Incumbents Leverage Scale Against Arc
Arc
Arc’s manufacturing edge is most fragile where incumbents are strongest, in building boats cheaply and at volume. Arc controls its own hulls, battery packs, and power electronics, which helps it tune performance and save roughly 50 percent on battery material costs versus off the shelf systems. But legacy builders already own factories, supplier terms, dealer lots, and service shops, so once electric drivetrains are good enough, they can spread those parts across far more units and close the gap fast.
-
Arc sells finished boats directly and also builds commercial tug drivetrains, which means it has to solve fiberglass or aluminum hull production, battery assembly, charging, service, and customer delivery all at once.
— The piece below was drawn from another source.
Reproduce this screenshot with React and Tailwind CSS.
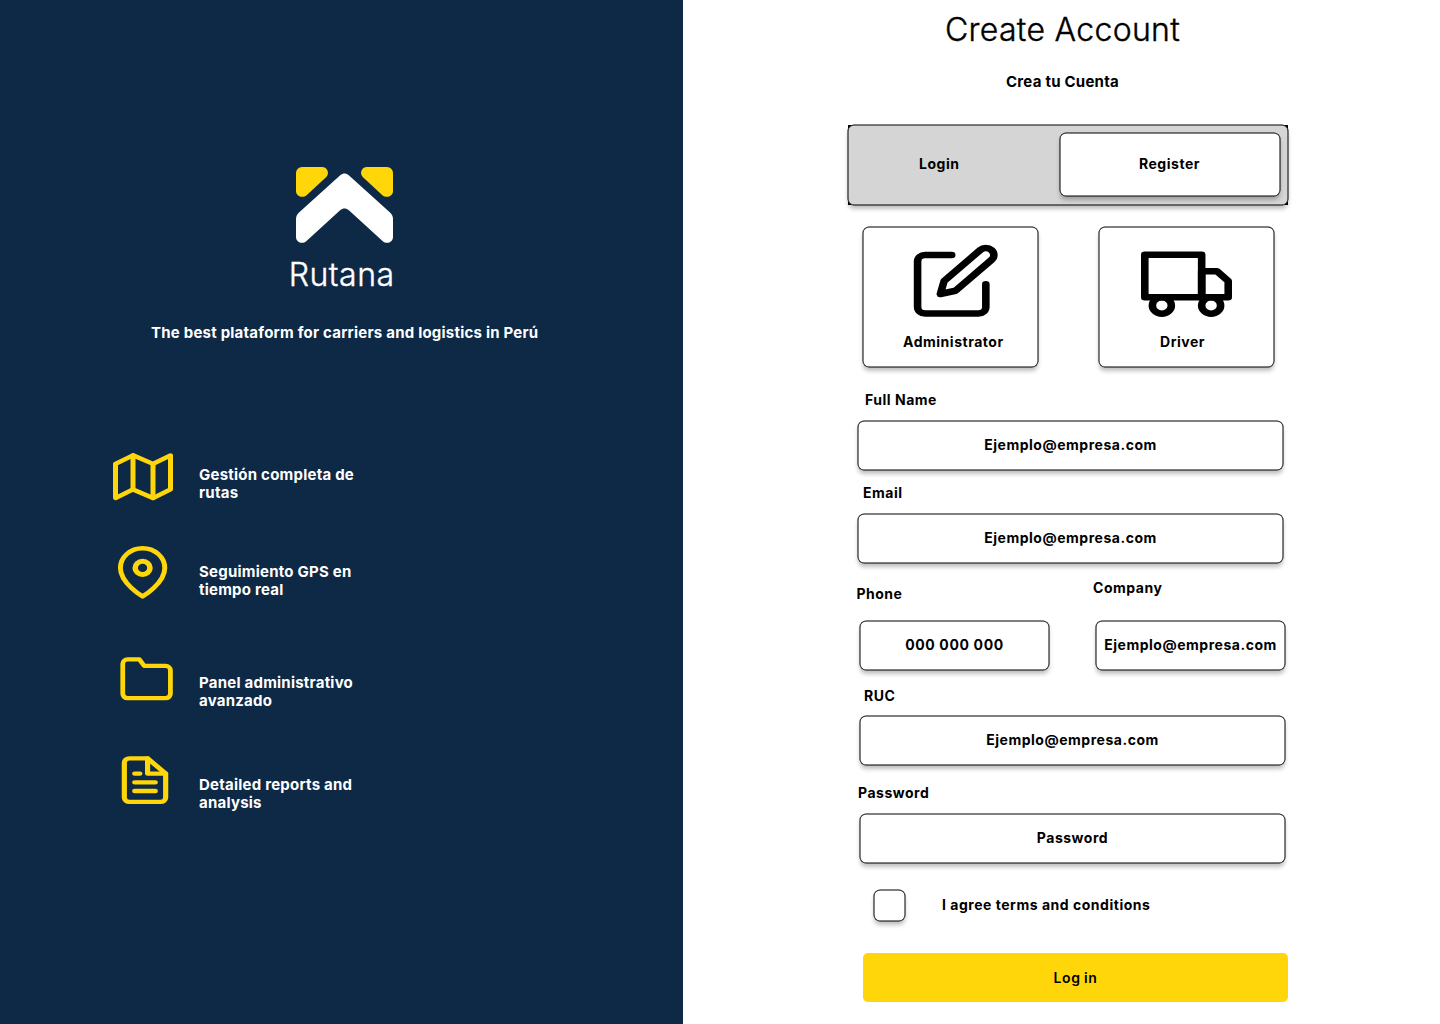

Incumbents can keep their existing hulls and channels, then swap in electric propulsion from suppliers like Mercury Avator, Vision Marine, or Evoy.
-
That is why supplier specialists matter. Vision Marine and Evoy let established brands add electric power without inventing batteries and motors from scratch. Brunswick pushes the same logic through Mercury Avator, using existing dealer and service networks to make electric boats easier to buy and maintain than a new standalone brand.
-
There is already a template for this kind of scale advantage. Candela built distinctive hydrofoil technology, then partnered with Groupe Beneteau to scale production. The broader pattern is that novel electric or efficiency technology often starts in a startup, then reaches wider markets faster when paired with an incumbent manufacturer’s purchasing power and factory footprint.
The next phase of competition is likely to shift from raw performance to delivered cost, service coverage, and production speed. If battery prices keep falling and electric propulsion modules become more standardized, the winners in marine electrification will increasingly be the companies that can turn proven components into reliable boats at scale, not just the ones that engineered them first.